The central question
How can users interact with LightX2V beyond scripts?
Available interfaces
-
Gradio web interface -
ComfyUI node-based workflows -
Windows one-click deployment
Recommended usage
-
First-time users: Windows one-click deployment -
Advanced workflows: ComfyUI -
Rapid prototyping: Gradio
Author’s reflection
Providing multiple frontends acknowledges different user maturity levels without fragmenting the system.
Installation and Setup
Short answer: Installation paths are clearly defined and reproducible.
The central question
How do you install LightX2V?
Install from Git
pip install -v git+https://github.com/ModelTC/LightX2V.git
Build from source
git clone https://github.com/ModelTC/LightX2V.git
cd LightX2V
uv pip install -v .
Optional attention and quantization operators are documented separately.
Action Checklist / Implementation Steps
-
Choose supported model (e.g., Wan2.1 I2V) -
Install LightX2V via Git or source -
Configure offloading for available hardware -
Select inference steps or distilled models -
Validate performance using step time -
Deploy via script, Gradio, or ComfyUI
One-Page Overview
LightX2V is a video generation inference framework focused on performance, deployability, and clarity. It supports T2V and I2V tasks, integrates quantization and offloading, scales across GPUs, and runs on constrained hardware. Its strength lies in making large video models operational rather than experimental.
FAQ
Q1: Is LightX2V a video generation model?

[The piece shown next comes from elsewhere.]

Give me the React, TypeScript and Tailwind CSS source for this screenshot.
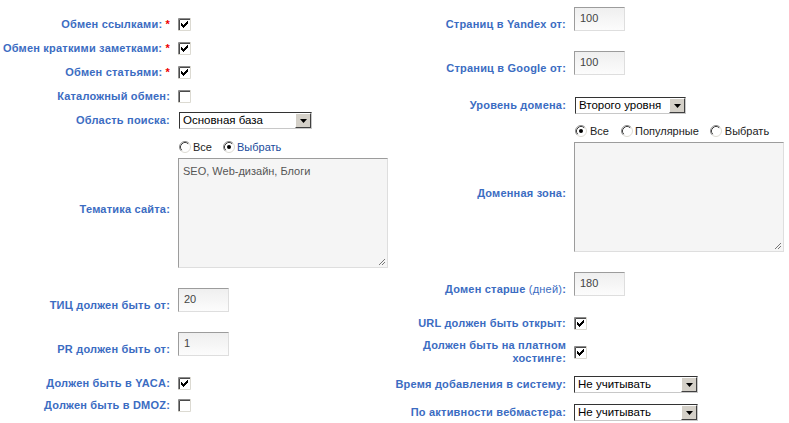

No. It is an inference framework that runs existing models.
Q2: Does it support multi-GPU setups?
Yes, including performance benchmarks up to 8 GPUs.

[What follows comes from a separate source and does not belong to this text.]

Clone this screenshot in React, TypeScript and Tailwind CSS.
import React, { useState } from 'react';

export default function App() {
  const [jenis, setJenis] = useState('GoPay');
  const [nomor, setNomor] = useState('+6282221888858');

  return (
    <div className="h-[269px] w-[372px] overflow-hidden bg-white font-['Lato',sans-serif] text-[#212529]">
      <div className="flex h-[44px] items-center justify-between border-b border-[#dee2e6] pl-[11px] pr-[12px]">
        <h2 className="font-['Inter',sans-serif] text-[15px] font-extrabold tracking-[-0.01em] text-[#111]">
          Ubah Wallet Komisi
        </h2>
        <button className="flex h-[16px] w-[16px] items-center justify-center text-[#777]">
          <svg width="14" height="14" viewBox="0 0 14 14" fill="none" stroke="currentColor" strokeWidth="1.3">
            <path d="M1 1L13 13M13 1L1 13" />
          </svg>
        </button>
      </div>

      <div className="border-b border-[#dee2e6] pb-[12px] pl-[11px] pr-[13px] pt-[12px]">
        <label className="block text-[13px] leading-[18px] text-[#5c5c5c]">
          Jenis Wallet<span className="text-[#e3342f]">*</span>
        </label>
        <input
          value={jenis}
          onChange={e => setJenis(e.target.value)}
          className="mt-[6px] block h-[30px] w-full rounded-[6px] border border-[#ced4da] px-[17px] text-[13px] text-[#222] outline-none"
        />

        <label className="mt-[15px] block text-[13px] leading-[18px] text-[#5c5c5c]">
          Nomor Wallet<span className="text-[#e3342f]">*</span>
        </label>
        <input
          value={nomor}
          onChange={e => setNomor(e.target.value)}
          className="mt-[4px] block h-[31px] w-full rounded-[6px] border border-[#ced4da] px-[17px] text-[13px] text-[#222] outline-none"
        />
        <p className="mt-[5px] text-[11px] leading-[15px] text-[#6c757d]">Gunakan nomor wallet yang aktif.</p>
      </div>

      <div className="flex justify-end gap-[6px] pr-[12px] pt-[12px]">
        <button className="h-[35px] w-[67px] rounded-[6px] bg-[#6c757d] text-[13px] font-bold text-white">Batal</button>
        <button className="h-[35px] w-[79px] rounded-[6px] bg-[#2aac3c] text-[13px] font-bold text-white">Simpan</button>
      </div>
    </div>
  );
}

Q3: Can it run on consumer GPUs?
Yes, including RTX 4090D with offloading.
Q4: What is four-step distillation?
A supported approach that reduces inference from ~40 steps to 4 steps.
Q5: Is quantization required?
No, but multiple quantization options are supported.
Q6: Which tasks are supported?
Text-to-video and image-to-video.
Q7: Are frontends available?
Yes: Gradio, ComfyUI, and Windows one-click deployment.
Q8: Is LightX2V production-oriented?
Its documented design and benchmarks strongly emphasize deployability.